Barking

The modern dog tends to lead a relatively unstimulating life in the domestic home, with nothing more to do than eat two meals, sleep on the couch and go for the occasional walk.  Dogs that were specifically bred to work can find domestic life boring, and in most cases barking relieves that boredom.  Even though dogs bark for many reasons including excitement, anxiety, for attention or to sound an alarm, the best prescription for any barking issue whatever the cause is increased exercise and mental stimulation, which helps to refocus a dog’s mind and tire them out.

First of all it is important to find out why your dog is barking. As with all training, you cannot successfully address the issue until you understand why the behavior is happening.

If your dog is barking at you for attention or because she wants something, ignore her until she stops.  This might be hard to begin with as she might bark longer and harder in an attempt to get your attention, but be patient.  Wait for 5 seconds of quiet and then reward that quiet with attention.   Repeat this as necessary.  Your dog will learn that barking gets her nothing but quiet gets her the attention she desires.

Dogs bark with excitement just as we humans like to vocalize when we are in exciting situations.   This barking normally occurs before going for a walk or being fed, which can be hard to work with because humans usually have a fixed pattern of pre-departure and pre-feeding cues which are highly ritualized.   Dogs pick up on these cues and bark in excitement for what is about to come.   The first thing to do is to change your cues as much as you can and stop what you are doing when the barking starts.    If your dog barks when you go to get her lead, for example, put the lead back where it was and go and sit down.  If you manage to successfully attach the lead when she is quiet and then the barking starts again as she goes outside, immediately came back in and wait for quiet before going out again.  This technique requires patience, but your diligence will pay off as your dog learns that being quiet is the only way she gets to go on a walk or be fed.  All of these training techniques require no verbal communication with your dog whatsoever.  In situations like these, body language speaks volumes and as dogs are so good at watching our every movement, it is a language they quickly understand.

Each dog needs an outlet that is specifically designed to motivate them and serve their particular needs.   Find an activity or sport that your dog really enjoys doing, taking into account what your dog’s breed or mix of breeds is.  Enrich your dog’s life inside the home by hiding her toys or food around the house and encouraging her to seek them out using her canine senses to find them.  Instead of feeding your dog from a bowl for every meal, try feeding her through activity toys at meal times instead so that she has to work to get her food.  Working for her meals will stimulate her brain and tire her out.

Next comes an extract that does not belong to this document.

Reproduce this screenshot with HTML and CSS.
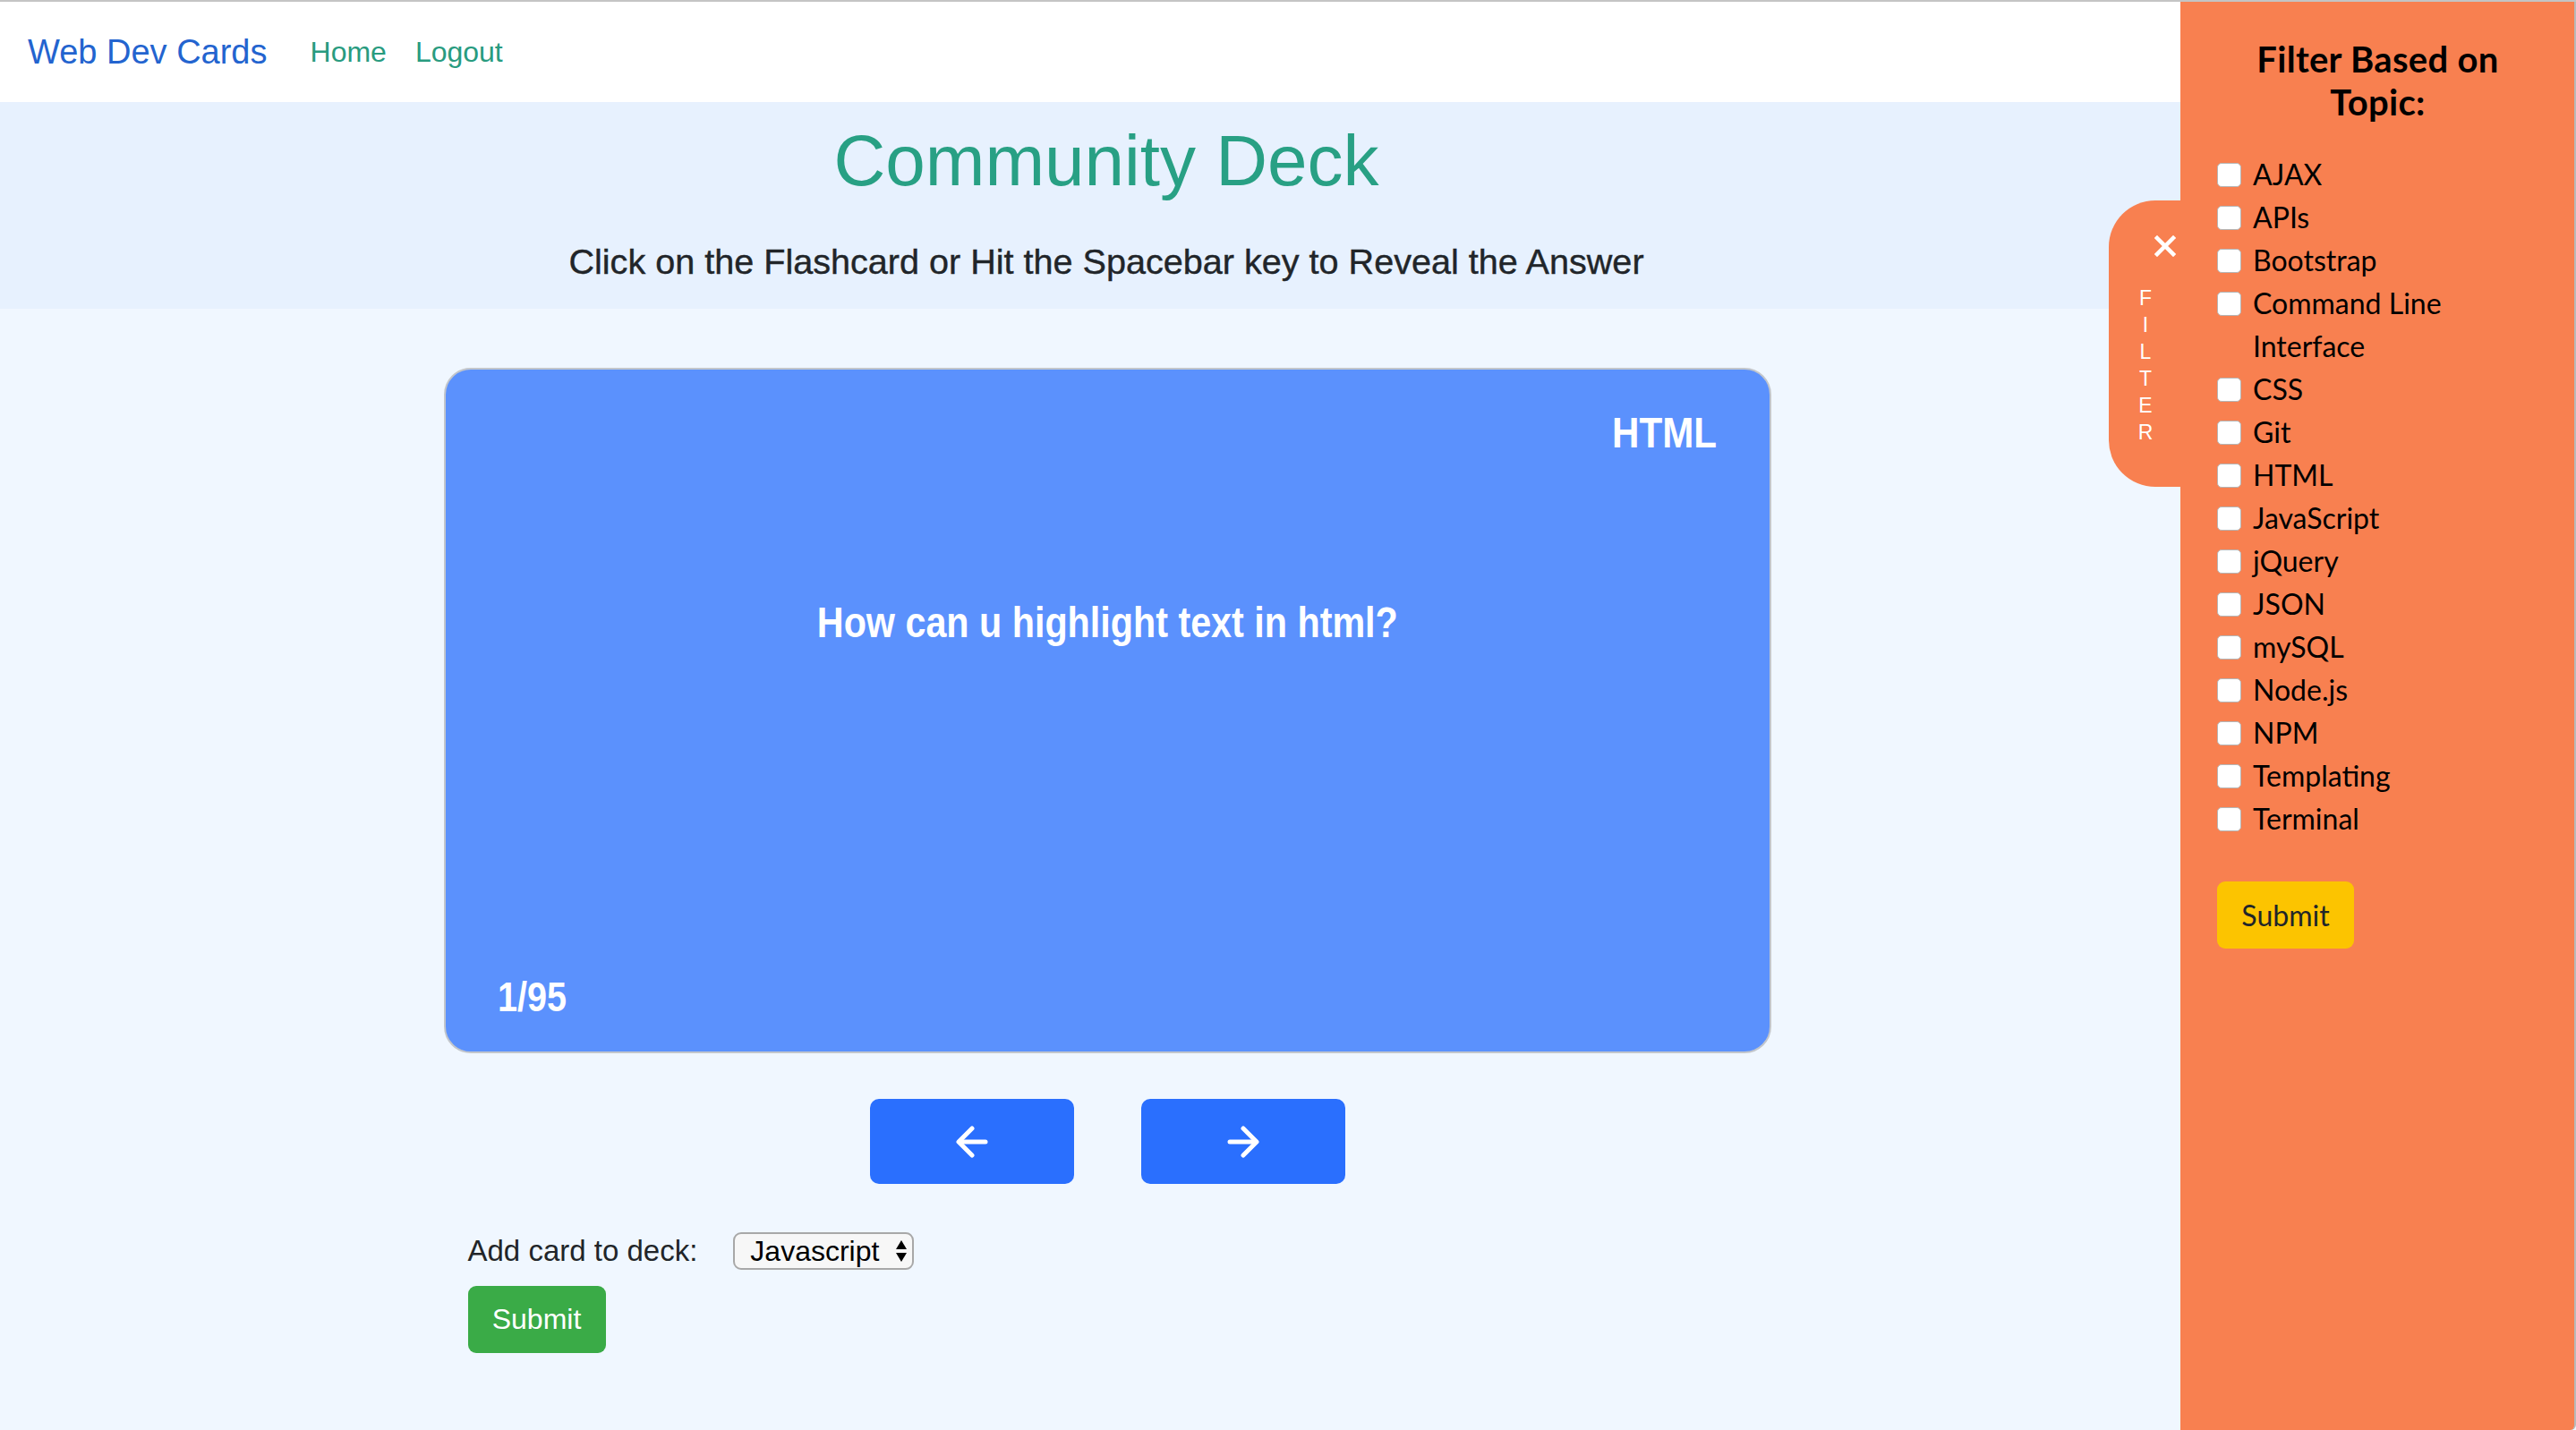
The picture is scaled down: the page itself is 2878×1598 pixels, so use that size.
FILE: index.html
```html
<!DOCTYPE html>
<html lang="en">
<head>
<meta charset="utf-8">
<title>Web Dev Cards - Community Deck</title>
<link rel="stylesheet" href="styles.css">
</head>
<body>
<div class="page">
  <div class="main">
    <nav class="navbar">
      <a class="brand" href="#">Web Dev Cards</a>
      <a class="nav-link" href="#">Home</a>
      <a class="nav-link" href="#">Logout</a>
    </nav>
    <header class="hero">
      <h1 class="hero-title">Community Deck</h1>
      <p class="hero-sub">Click on the Flashcard or Hit the Spacebar key to Reveal the Answer</p>
    </header>
    <section class="deck">
      <div class="deck-inner">
        <div class="card">
          <div class="card-topic"><span class="narrow narrow-right">HTML</span></div>
          <div class="card-question"><span class="narrow narrow-center">How can u highlight text in html?</span></div>
          <div class="card-count"><span class="narrow narrow-left">1/95</span></div>
        </div>
        <div class="nav-buttons">
          <button class="arrow-btn" type="button" aria-label="Previous">
            <svg width="36" height="36" viewBox="0 0 36 36" fill="none" stroke="#fff" stroke-width="5" stroke-linecap="round" stroke-linejoin="round"><line x1="33" y1="18" x2="4" y2="18"/><polyline points="18,3 3,18 18,33"/></svg>
          </button>
          <button class="arrow-btn" type="button" aria-label="Next">
            <svg width="36" height="36" viewBox="0 0 36 36" fill="none" stroke="#fff" stroke-width="5" stroke-linecap="round" stroke-linejoin="round"><line x1="3" y1="18" x2="32" y2="18"/><polyline points="18,3 33,18 18,33"/></svg>
          </button>
        </div>
        <form class="add-form">
          <div class="add-row">
            <label class="add-label" for="deck">Add card to deck:</label>
            <div class="select-wrap">
              <select id="deck" class="deck-select">
                <option>Javascript</option>
              </select>
              <svg class="select-arrows" width="14" height="26" viewBox="0 0 14 26"><polygon points="7,1 13,11 1,11" fill="#000"/><polygon points="1,15 13,15 7,25" fill="#000"/></svg>
            </div>
          </div>
          <button class="btn-success" type="button">Submit</button>
        </form>
      </div>
    </section>
  </div>
  <aside class="filter">
    <div class="filter-tab">
      <svg class="tab-close" width="24" height="24" viewBox="0 0 24 24" stroke="#fff" stroke-width="4.5" stroke-linecap="square"><line x1="3" y1="3" x2="21" y2="21"/><line x1="21" y1="3" x2="3" y2="21"/></svg>
      <span class="tab-letters">
        <span>F</span><span>I</span><span>L</span><span>T</span><span>E</span><span>R</span>
      </span>
    </div>
    <h2 class="filter-title">Filter Based on Topic:</h2>
    <ul class="topics">
      <li><span class="box"></span><span class="topic">AJAX</span></li>
      <li><span class="box"></span><span class="topic">APIs</span></li>
      <li><span class="box"></span><span class="topic">Bootstrap</span></li>
      <li><span class="box"></span><span class="topic">Command Line Interface</span></li>
      <li><span class="box"></span><span class="topic">CSS</span></li>
      <li><span class="box"></span><span class="topic">Git</span></li>
      <li><span class="box"></span><span class="topic">HTML</span></li>
      <li><span class="box"></span><span class="topic">JavaScript</span></li>
      <li><span class="box"></span><span class="topic">jQuery</span></li>
      <li><span class="box"></span><span class="topic">JSON</span></li>
      <li><span class="box"></span><span class="topic">mySQL</span></li>
      <li><span class="box"></span><span class="topic">Node.js</span></li>
      <li><span class="box"></span><span class="topic">NPM</span></li>
      <li><span class="box"></span><span class="topic">Templating</span></li>
      <li><span class="box"></span><span class="topic">Terminal</span></li>
    </ul>
    <button class="btn-warning" type="button">Submit</button>
  </aside>
</div>
</body>
</html>
```
FILE: styles.css
```css
* { box-sizing: border-box; }
html, body { margin: 0; padding: 0; }
body {
  font-family: "Liberation Sans", Arial, sans-serif;
  color: #212529;
  background: #f0f7ff;
  border-top: 2px solid #c4c4c4;
}
.page {
  display: flex;
  min-height: 1596px;
}
.main {
  flex: 1;
  min-width: 0;
}
.navbar {
  height: 112px;
  background: #fff;
  display: flex;
  align-items: center;
  padding: 0 32px 0 31px;
}
.brand {
  font-size: 38px;
  color: #2364cf;
  text-decoration: none;
  margin-right: 32px;
}
.nav-link {
  font-size: 32px;
  color: #289b7f;
  text-decoration: none;
  padding: 0 16px;
}
.hero {
  background: #e7f1fe;
  height: 231px;
  padding: 18px 0 0 36px;
  text-align: center;
}
.hero-title {
  margin: 0;
  font-size: 80px;
  line-height: 96px;
  font-weight: 400;
  color: #28a084;
}
.hero-sub {
  margin: 40px 0 0;
  font-size: 39.6px;
  line-height: 48px;
  font-weight: 400;
  color: #212529;
  -webkit-text-stroke: 0.4px #212529;
}
.deck {
  display: flex;
  justify-content: center;
  padding-left: 38px;
}
.deck-inner {
  width: 1483px;
}
.card {
  margin-top: 66px;
  height: 766px;
  background: #5b91fd;
  border: 2px solid #c2c6cc;
  border-radius: 30px;
  padding: 46px 58px 37px 58px;
  display: flex;
  flex-direction: column;
  color: #fff;
  font-weight: 700;
}
.narrow {
  display: inline-block;
  transform: scaleX(0.86);
}
.narrow-right { transform-origin: right center; }
.narrow-center { transform-origin: center center; }
.narrow-left { transform-origin: left center; }
.card-topic {
  align-self: flex-end;
  font-size: 49px;
  line-height: 48px;
}
.card-question {
  margin-top: 165px;
  text-align: center;
  font-size: 48px;
  line-height: 48px;
}
.card-count {
  margin-top: auto;
  font-size: 46px;
  line-height: 48px;
}
.nav-buttons {
  display: flex;
  justify-content: center;
  gap: 75px;
  margin-top: 51px;
}
.arrow-btn {
  width: 228px;
  height: 95px;
  border: none;
  border-radius: 10px;
  background: #2a6ffe;
  display: flex;
  align-items: center;
  justify-content: center;
  padding: 0;
}
.add-form {
  padding-left: 27px;
  margin-top: 51px;
}
.add-row {
  display: flex;
  align-items: center;
  gap: 40px;
  height: 48px;
}
.add-label {
  font-size: 33px;
}
.select-wrap {
  position: relative;
  width: 202px;
  height: 42px;
}
.deck-select {
  appearance: none;
  -webkit-appearance: none;
  width: 100%;
  height: 100%;
  border: 2px solid #a8a8a8;
  border-radius: 9px;
  background: #f7f7f7;
  font-family: "Liberation Sans", Arial, sans-serif;
  font-size: 32px;
  color: #000;
  padding: 0 0 0 17px;
  margin: 0;
}
.select-arrows {
  position: absolute;
  right: 7px;
  top: 8px;
  pointer-events: none;
}
.btn-success {
  margin-top: 15px;
  width: 154px;
  height: 75px;
  border: none;
  border-radius: 9px;
  background: #3aab47;
  color: #fff;
  font-family: "Liberation Sans", Arial, sans-serif;
  font-size: 32px;
  padding: 0;
}
.filter {
  position: relative;
  width: 442px;
  flex: 0 0 442px;
  background: #f88050;
  border-right: 2px solid #b9b9b9;
  border-bottom-right-radius: 6px;
  padding: 40px 40px 0 41px;
  font-family: Lato, "Open Sans", sans-serif;
  color: #000;
}
.filter-tab {
  position: absolute;
  left: -80px;
  top: 222px;
  width: 81px;
  height: 320px;
  background: #f88050;
  border-radius: 52px 0 0 52px;
  color: #fff;
}
.tab-close {
  position: absolute;
  left: 51px;
  top: 39px;
}
.tab-letters {
  position: absolute;
  left: 30px;
  top: 94px;
  width: 22px;
  display: flex;
  flex-direction: column;
  align-items: center;
  font-family: "Liberation Sans", Arial, sans-serif;
  font-size: 23px;
  line-height: 30px;
}
.filter-title {
  margin: 0;
  text-align: center;
  font-size: 40px;
  line-height: 48px;
  font-weight: 700;
  letter-spacing: 0.3px;
}
.topics {
  list-style: none;
  margin: 33px 0 0;
  padding: 0;
}
.topics li {
  display: flex;
  align-items: flex-start;
  font-size: 32px;
  line-height: 48px;
}
.box {
  flex: 0 0 27px;
  width: 27px;
  height: 27px;
  margin-top: 11px;
  margin-right: 13px;
  background: #fff;
  border: 1px solid #b5b5b5;
  border-radius: 5px;
}
.topic {
  max-width: 300px;
}
.btn-warning {
  margin-top: 46px;
  width: 153px;
  height: 75px;
  border: none;
  border-radius: 9px;
  background: #fcc400;
  color: #212529;
  font-family: Lato, "Open Sans", sans-serif;
  font-size: 32px;
  padding: 0;
}
```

Some dogs do not do well by themselves and suffer anxiety upon separation.  Vocalizing this distress is a way of easing that anxiety as well as a way of trying to re-establish contact.   If your dog suffers from separation anxiety, you need to enlist the help of a qualified positive reinforcement trainer to help you with a modification plan.  Separation anxiety can be a hard behavior to modify and time is needed for success.